The Guild is, as it says right in the name, dedicated to the study of dragons, which in 5e are very categorized and classified. They're territorial and the chromatics are at odds with the metallics. The Guild began early on as cartographers, mapping the territories of the dragons. They found that if one overlays a map of chromatic territories on a map of metallic territories, the lands of 4 chromatic and 4 metallic dragons converge at a single point. This is where the Guildhall was built, with immediate access to 8 common varieties to study, and plenty of chromatic/metallic crossover to observe.

The players play as new recruits who've joined the Guild as Hunters - think Monster Hunter style, where the Hunters are sent on missions to "control the population" for conservation efforts or whatever. You're not there to eradicate dragonkind, just keep them in check and protect the Guild. There's also some mystery going on with the convergence of territories and probably the Platinum Dragon.

As It Was Written (OD&D with Chainmail)

I've been diving into the Little Brown Books recently and I'm finding myself fascinated. There is so much in here that appears bizarre and arcane from a modern perspective but actually makes a lot of sense when you consider what they were doing and what they were trying to do. I've found myself wanting to give OD&D a go on its own terms, right down as close to RAW as I can do.

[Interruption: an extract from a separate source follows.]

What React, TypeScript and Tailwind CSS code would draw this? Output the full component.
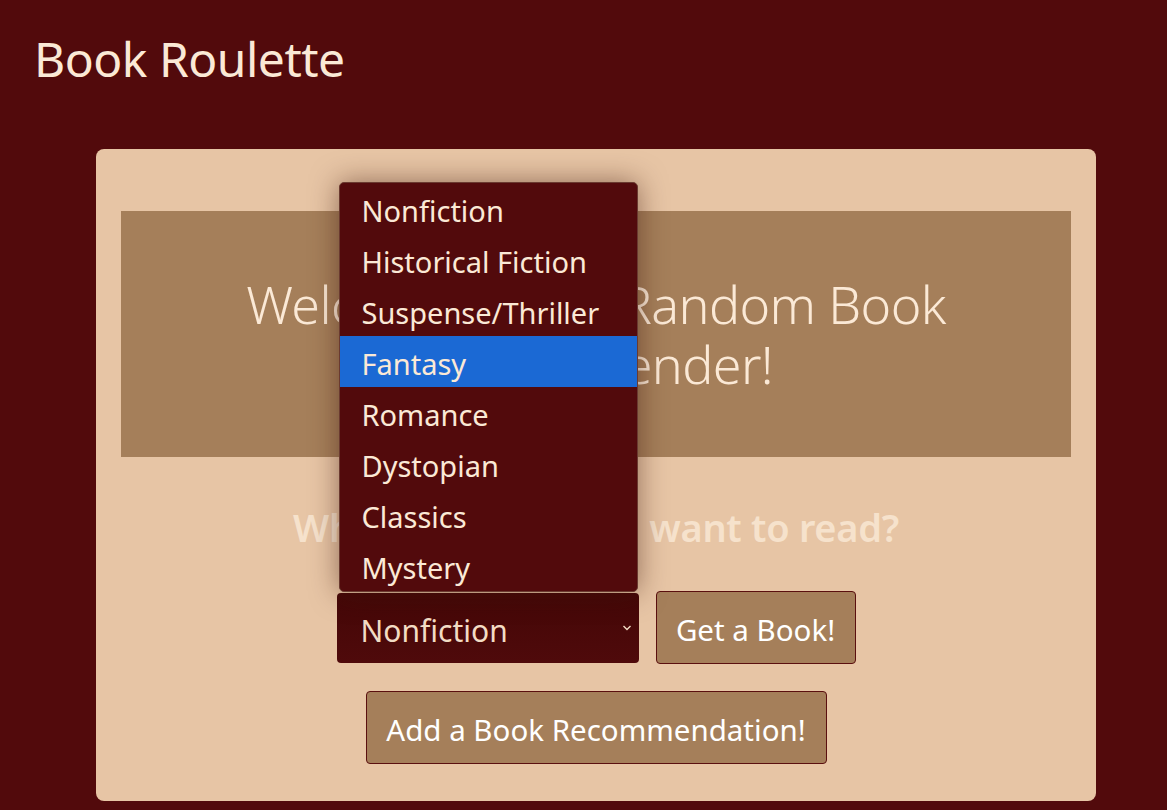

Those of you who are familiar with the original edition know that this isn't exactly a straightforward task - I've found myself comparing and rewriting parts of the various books to organize it in a way that works better for me. There are rewrites out there, but none of them do it my way while simultaneously remaining purely vanilla (which, to be fair, is a big ask).

What's become even more fascinating to me is the implied setting of OD&D. Reading through the encounter tables alone I noticed that the world it expects you to play in is absolute bizarre - by standards both modern and contemporary. It is a pseudo-Arthurian post-civilization frontier centered upon a megadungeon that defies the laws of physics simply to spite the adventurers who are propping up the economy around it. This frontier is horribly infested with lycanthropes (for some reason) and peppered with lost-world swamps and alien deserts (the little green man kind of alien - seriously!).

On top of that, the use of Chainmail's multiple combat systems (rather than the "alternate" that became the default) to resolve different kinds of battles with varying tactical depth is very cool and a topic I'll be revisiting.

I don't know what it was like to play in Gygax's games but it sure as hell sounds like a blast to try and recreate it from his writings. What'll be hard is stopping myself from houseruling!

Paleolithic Campaign (DCC Homebrew)

And we're back to DCC - kind of. This one is a Dinosaur Crawl Classics inspired stone-age campaign featuring low tech, less magic, and prehistoric monsters. Thieves, Wizards and Clerics won't be present, at least in the same form - magic will be the domain of an animist Shaman class with ancestral patrons. Hunters might take a combined warrior-thief role for a third class. All classes will get wilderness skills, hailing from tribal communities that live off the land.

The tricky part here is figuring out any kind of long-term story. This is one setting where I don't want to have advanced tech showing up from aliens or ancient civilizations. From a stone age perspective, even a castle is advanced. Dungeons will probably be lairs rather than old human structures (a perfect excuse to use another thing I've been saving - a humanoid ant race in an ant-mound dungeon). I can only take a campaign so far with a big bad being a particularly disruptive T-Rex.

A possible theme to wrestle with in this campaign is the discovery of agriculture, with a nearby developing civilization threatening to permanently disrupt the PCs' way of life. But again, I can only take that arc so far before it simply runs its course and there is no more story left to tell. I'd still like to give this setting a go for a short campaign run at least.